The Pittsburgh Press (January 4, 1943)
NAZIS BATTERED IN CAUCASUS
Russians shatter German drive on rich oil fields
Reds close in on major Axis base on Southern Front, gain at other points
By Henry Shapiro, United Press staff writer
The Germans are retreating on a half-dozen sectors of the long Eastern Front as the Russian winter offensive rolls ahead.
1. Drive northwest of Stalingrad takes more inhabited places.
2. Reds rout foe from more positions inside Stalingrad.
3. Vast quantities of supplies captured as Nazis retreat.
4. Mozdok captured, Reds threaten to split Axis armies.
Moscow, USSR –
The Red Army, driving the Germans back from the gateway to Russia’s vast store of Caucasian oil, developed an attack from two directions today on the Axis base at Prokhadnaya, 28 miles west of Mozdok.
Front dispatches said the Russians were closing in on Prokhadnaya, a strategic rail center, and the fall of the city appeared imminent. Mozdok, threatened by the Germans for three months, fell to a lightning weekend assault by the Red Army.

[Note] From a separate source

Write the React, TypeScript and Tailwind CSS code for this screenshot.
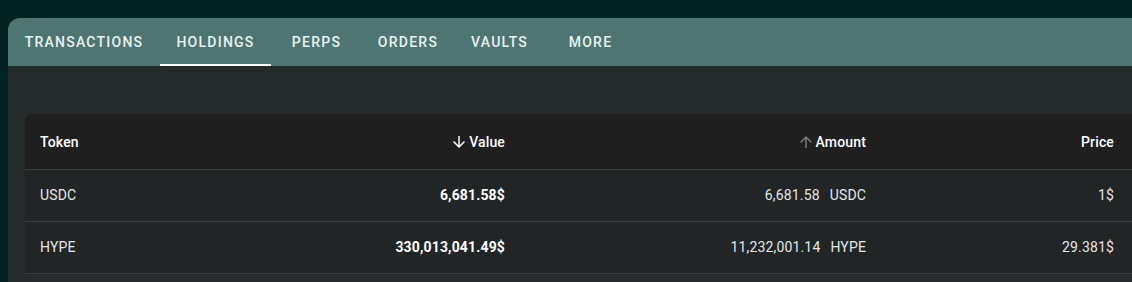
import React from "react";

const tabs = [
  { label: "TRANSACTIONS", w: "w-[152px]", active: false },
  { label: "HOLDINGS", w: "w-[111px]", active: true },
  { label: "PERPS", w: "w-[91px]", active: false },
  { label: "ORDERS", w: "w-[92px]", active: false },
  { label: "VAULTS", w: "w-[91px]", active: false },
  { label: "MORE", w: "w-[91px]", active: false },
];

const rows = [
  { token: "USDC", value: "6,681.58$", amount: "6,681.58", price: "1$" },
  { token: "HYPE", value: "330,013,041.49$", amount: "11,232,001.14", price: "29.381$" },
];

function Arrow({ down, className }: { down: boolean; className: string }) {
  return (
    <svg viewBox="0 0 24 24" className={className} fill="currentColor" style={{ transform: down ? undefined : "rotate(180deg)" }}>
      <path d="M20 12l-1.41-1.41L13 16.17V4h-2v12.17l-5.58-5.59L4 12l8 8 8-8z" />
    </svg>
  );
}

export default function App() {
  return (
    <div
      className="w-[1132px] h-[282px] overflow-hidden bg-[#012220] pt-[18px] pl-2"
      style={{ fontFamily: "Roboto, 'Noto Sans', sans-serif" }}
    >
      <div className="w-[1160px] h-[300px] rounded-tl-[12px] overflow-hidden bg-[#252a2a] flex flex-col">
        <div className="h-[48px] bg-[#4e7571] flex shrink-0">
          {tabs.map((t) => (
            <div
              key={t.label}
              className={`${t.w} relative flex items-center justify-center text-[14px] font-medium tracking-[1.25px] text-[#e8f2f1]`}
            >
              {t.label}
              {t.active && <div className="absolute left-0 right-0 bottom-0 h-[2px] bg-white" />}
            </div>
          ))}
        </div>
        <div className="pt-12 pl-[17px]">
          <div className="w-[1140px] rounded-tl-[8px] overflow-hidden bg-[#222526] text-[14px] tracking-[0.15px]">
            <div className="grid grid-cols-[248px_248px_361px_1fr] h-[56px] bg-[#1f1f1f] border-b border-[#3b3e3f] font-medium text-white">
              <div className="flex items-center pl-[15px] pt-[1px]">Token</div>
              <div className="flex items-center justify-end pr-[16px] pt-[1px]">
                <Arrow down className="w-[18px] h-[18px] mr-[1px] text-white" />
                Value
              </div>
              <div className="flex items-center justify-end pr-[16px] pt-[1px]">
                <Arrow down={false} className="w-[18px] h-[18px] mr-[1px] text-[#7a7a7a]" />
                Amount
              </div>
              <div className="flex items-center justify-end w-[248px] pr-[16px] pt-[1px]">Price</div>
            </div>
            {rows.map((r) => (
              <div
                key={r.token}
                className="grid grid-cols-[248px_248px_361px_1fr] h-[52px] border-b border-[#3b3e3f] text-[#e4e6e6]"
              >
                <div className="flex items-center pl-[15px]">{r.token}</div>
                <div className="flex items-center justify-end pr-[16px] font-bold text-white">{r.value}</div>
                <div className="flex items-center justify-end pr-[16px]">
                  <span>{r.amount}</span>
                  <span className="ml-[10px]">{r.token}</span>
                </div>
                <div className="flex items-center justify-end w-[248px] pr-[16px]">{r.price}</div>
              </div>
            ))}
          </div>
        </div>
      </div>
    </div>
  );
}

Axis sources broadcast reports that the Russians were massing on the Southern Front for what was described as “a general attack.” The Nazi-controlled Radio Paris quoted German reports as saying that Axis planes were carefully watching the Russian preparations.
In taking Mozdok, their fourth major victory in six days on their 1,100-mile matter front, the Russians also took Malgobek, 20 miles to the southeast, and Elkhotovo, 40 miles to the southwest.
Nazis face general retreat
They had cut both arms of the main Rostov-Baku railroad and Russian motorized infantry and tanks were in hot pursuit of steadily retiring Axis forces.
If the Germans lost Prokhadnaya, they face the choice of a general retreat or the risk of annihilation of an army split into two sections.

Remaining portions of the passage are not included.